OKEx’s mining pool has gone from being one of the world’s largest to not mining any new blocks in over two weeks after the firm lost 99.5% of its hash power one month after it suspended withdrawals from trading accounts.
Launched in October 2018, OKEx’s pool used to rank as one of the tenth largest in the world, according BTC.com. After losing contact with an executive and being forced to suspend withdrawals, the firm’s mining clients appear to have jumped ship, causing the OKEx to lose nearly all of its hash power.
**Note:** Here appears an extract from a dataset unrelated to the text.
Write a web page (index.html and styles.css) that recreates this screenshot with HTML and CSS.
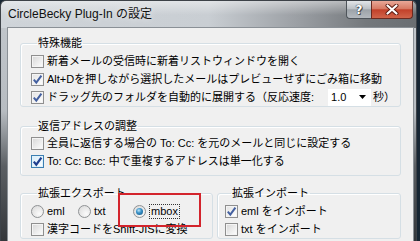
FILE: index.html
```html
<!DOCTYPE html>
<html lang="ja">
<head>
<meta charset="utf-8">
<title>CircleBecky Plug-In の設定</title>
<link rel="stylesheet" href="styles.css">
</head>
<body>
<div class="window">
  <div class="titlebar">
    <span class="title">CircleBecky Plug-In の設定</span>
    <div class="caption-btns">
      <span class="cap-btn help">?</span>
      <span class="cap-btn close">
        <svg width="14" height="11" viewBox="0 0 14 11"><path d="M2.5 1.5 L11.5 9.5 M11.5 1.5 L2.5 9.5" stroke="#5a1a10" stroke-width="4" stroke-linecap="round"/><path d="M2.5 1.5 L11.5 9.5 M11.5 1.5 L2.5 9.5" stroke="#fff" stroke-width="2.2" stroke-linecap="round"/></svg>
      </span>
    </div>
  </div>
  <div class="client">
    <fieldset class="group g1">
      <legend>特殊機能</legend>
      <div class="row"><span class="cb"></span><span class="lbl">新着メールの受信時に新着リストウィンドウを開く</span></div>
      <div class="row"><span class="cb checked"><svg width="11" height="11" viewBox="0 0 11 11"><path d="M1.8 5.6 L4.3 8.6 L9.4 1.6" fill="none" stroke="#4460a0" stroke-width="2"/></svg></span><span class="lbl">Alt+Dを押しながら選択したメールはプレビューせずにごみ箱に移動</span></div>
      <div class="row"><span class="cb checked"><svg width="11" height="11" viewBox="0 0 11 11"><path d="M1.8 5.6 L4.3 8.6 L9.4 1.6" fill="none" stroke="#4460a0" stroke-width="2"/></svg></span><span class="lbl wide">ドラッグ先のフォルダを自動的に展開する（反応速度:</span>
        <span class="combo"><span>1.0</span><svg class="arrow" width="7" height="4" viewBox="0 0 7 4"><path d="M0 0 H7 L3.5 4 Z" fill="#000"/></svg></span><span class="lbl after">秒）</span></div>
    </fieldset>
    <fieldset class="group g2">
      <legend>返信アドレスの調整</legend>
      <div class="row"><span class="cb"></span><span class="lbl">全員に返信する場合の To: Cc: を元のメールと同じに設定する</span></div>
      <div class="row"><span class="cb checked hot"><svg width="11" height="11" viewBox="0 0 11 11"><path d="M1.8 5.6 L4.3 8.6 L9.4 1.6" fill="none" stroke="#1f3f8f" stroke-width="2.2"/></svg></span><span class="lbl">To: Cc: Bcc: 中で重複するアドレスは単一化する</span></div>
    </fieldset>
    <div class="bottom">
      <fieldset class="group g3">
        <legend>拡張エクスポート</legend>
        <div class="row">
          <span class="ritem r1"><span class="rb"></span><span class="lbl">eml</span></span>
          <span class="ritem r2"><span class="rb"></span><span class="lbl">txt</span></span>
          <span class="ritem r3"><span class="rb on"></span><span class="lbl focus">mbox</span><span class="mark"></span></span>
        </div>
        <div class="row"><span class="cb"></span><span class="lbl">漢字コードをShift-JISに変換</span></div>
      </fieldset>
      <fieldset class="group g4">
        <legend>拡張インポート</legend>
        <div class="row"><span class="cb checked"><svg width="11" height="11" viewBox="0 0 11 11"><path d="M1.8 5.6 L4.3 8.6 L9.4 1.6" fill="none" stroke="#4460a0" stroke-width="2"/></svg></span><span class="lbl">eml をインポート</span></div>
        <div class="row"><span class="cb"></span><span class="lbl">txt をインポート</span></div>
      </fieldset>
    </div>
  </div>
</div>
</body>
</html>
```
FILE: styles.css
```css
* { box-sizing: border-box; }
html, body { margin: 0; height: 100%; }
body {
  background: #172634;
  font-family: "Liberation Sans", "Noto Sans CJK JP", sans-serif;
  font-size: 11px;
  color: #000;
  overflow: hidden;
}
.window {
  width: 417px;
  height: 241px;
  border: 1px solid #3d4248;
  border-bottom: none;
  border-radius: 6px 6px 0 0;
  padding: 0 2px 0 6px;
  display: flex;
  flex-direction: column;
  background:
    linear-gradient(rgba(255,255,255,0.45), rgba(255,255,255,0) 14px) top / 100% 14px no-repeat,
    linear-gradient(to right, #cfd4d9 0%, #c9ced3 50%, #9a9ea3 72%, #74787c 88%, #6a6e72 100%) top / 100% 27px no-repeat,
    linear-gradient(to bottom, #c3c8cd 0px, #b7bcc1 110px, #5b5f63 165px, #33363a 241px);
}
.titlebar {
  height: 26px;
  flex: none;
  display: flex;
  align-items: flex-start;
}
.title {
  font-family: "Liberation Sans", "Noto Sans CJK JP", sans-serif;
  font-size: 12px;
  line-height: 14px;
  padding: 6px 0 0 1px;
  color: #111;
  text-shadow: 0 0 6px rgba(255,255,255,0.8);
}
.caption-btns {
  margin-left: auto;
  margin-right: 1px;
  display: flex;
}
.cap-btn {
  height: 18px;
  display: flex;
  align-items: center;
  justify-content: center;
  border: 1px solid #4e545a;
  border-top: none;
}
.help {
  width: 25px;
  border-right: none;
  border-radius: 0 0 0 4px;
  background: linear-gradient(#e2e5e8, #bcc1c6 45%, #9da3a9 52%, #b4b9be);
  color: #fff;
  font-family: "DejaVu Sans", sans-serif;
  font-weight: bold;
  font-size: 12px;
  text-shadow: 0 0 1px #333, 0 0 1px #333, 1px 1px 0 #555;
}
.close {
  width: 42px;
  border-radius: 0 0 4px 0;
  border-color: #6b2a20;
  background: linear-gradient(#e9a898, #d77a64 45%, #c2412a 52%, #d0644a);
}
.client {
  flex: 1;
  border: 1px solid #8a9096;
  border-bottom: none;
  background: #f0f0f0;
  padding: 8px 12px 0 12px;
}
.group {
  margin: 0;
  border: 1px solid #d5dfe5;
  border-radius: 3px;
  padding: 2px 0 0 10px;
  min-width: 0;
  box-shadow: inset 1px 1px 0 #fff;
}
.group legend {
  padding: 0 1px;
  margin-left: 6px;
  line-height: 14px;
  font-size: 11px;
}
.g1 { padding-bottom: 0; }
.g2 { margin-top: 12px; padding-top: 1px; padding-bottom: 5px; }
.bottom {
  margin-top: 10px;
  display: flex;
  gap: 4px;
}
.g3 { width: 193px; flex: none; }
.g4 { flex: 1; padding-left: 7px; }
.row {
  display: flex;
  align-items: center;
  height: 18px;
  white-space: nowrap;
}
.cb {
  width: 13px;
  height: 13px;
  flex: none;
  margin-right: 3px;
  border: 1px solid #8f8f8f;
  background: linear-gradient(135deg, #d6d6d6, #f6f6f6 80%, #fff);
  box-shadow: inset 0 0 0 1px #f4f4f4;
  display: flex;
  align-items: center;
  justify-content: center;
}
.cb.checked {
  background: linear-gradient(135deg, #e2e2e2, #fafafa 80%, #fff);
}
.cb.hot {
  border-color: #3c7fb1;
  background: linear-gradient(135deg, #d8ecf8, #f4fbff 80%, #fff);
  box-shadow: inset 0 0 0 1px #dff2fc;
}
.cb svg { display: block; }
.lbl { line-height: 14px; }
.combo {
  width: 43px;
  height: 17px;
  margin-left: 14px;
  background: #fff;
  display: flex;
  align-items: center;
  padding-left: 3px;
}
.combo .arrow { margin-left: auto; margin-right: 5px; }
.after { margin-left: 2px; }
.ritem {
  display: flex;
  align-items: center;
  height: 18px;
}
.r1 { width: 47px; }
.r2 { width: 55px; }
.r3 { position: relative; }
.rb {
  width: 13px;
  height: 13px;
  flex: none;
  margin-right: 3px;
  border-radius: 50%;
  border: 1px solid #8f9294;
  background: radial-gradient(circle at 65% 70%, #fbfbfb, #dcdcdc 85%);
  position: relative;
}
.rb.on::after {
  content: "";
  position: absolute;
  left: 2px;
  top: 2px;
  width: 7px;
  height: 7px;
  border-radius: 50%;
  background: radial-gradient(circle at 40% 35%, #bfe6f8 0, #3b93c9 40%, #0c4f7d 100%);
}
.focus {
  margin-left: 0;
  border: 1px dotted #333;
  padding: 0 1px;
  line-height: 13px;
}
.mark {
  position: absolute;
  left: -15px;
  top: -9px;
  width: 83px;
  height: 34px;
  border: 2px solid #d3242c;
}
```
OKEx previously controlled roughly 9,000 petahashes per second (PH/s) of SHA-256 mining power, according to reporting by The Block. Just before suspending withdrawals on Oct. 15, pool capacity was roughly 5,000 PH/s. Now that number has fallen to 20.8 PH/s.
OKEx did not respond to numerous attempts for comment by CoinDesk regarding the collapse of its mining pool. The firm also did not respond to requests asking how the mining pool team plans to revive its collapsed hash power.
“Pool payouts are the lifeline of mining operations that don’t have large treasuries,” said Vera. “It’s no surprise that even the threat of that being cut off is enough for miners to jump ship to other mining pools.”
While payouts to mining clients aren’t directly affected by OKEx’s continued suspension of withdrawals from trading accounts, even the possibility of disbursement complications is sufficient reason for miners to switch pools, said Ethan Vera, co-founder of Seattle-based mining company Luxor Technology.
Most of OKEx’s pool activity occurred in the past 12 months, averaging 213 blocks mined per month during that period. But, using barely 20 PH/s, Vera estimates the pool is now expected to mine only one new block every 40 days.
With withdrawals still suspended indefinitely, according to a Monday update, what little hash power the firm’s pool has left could continue to disappear.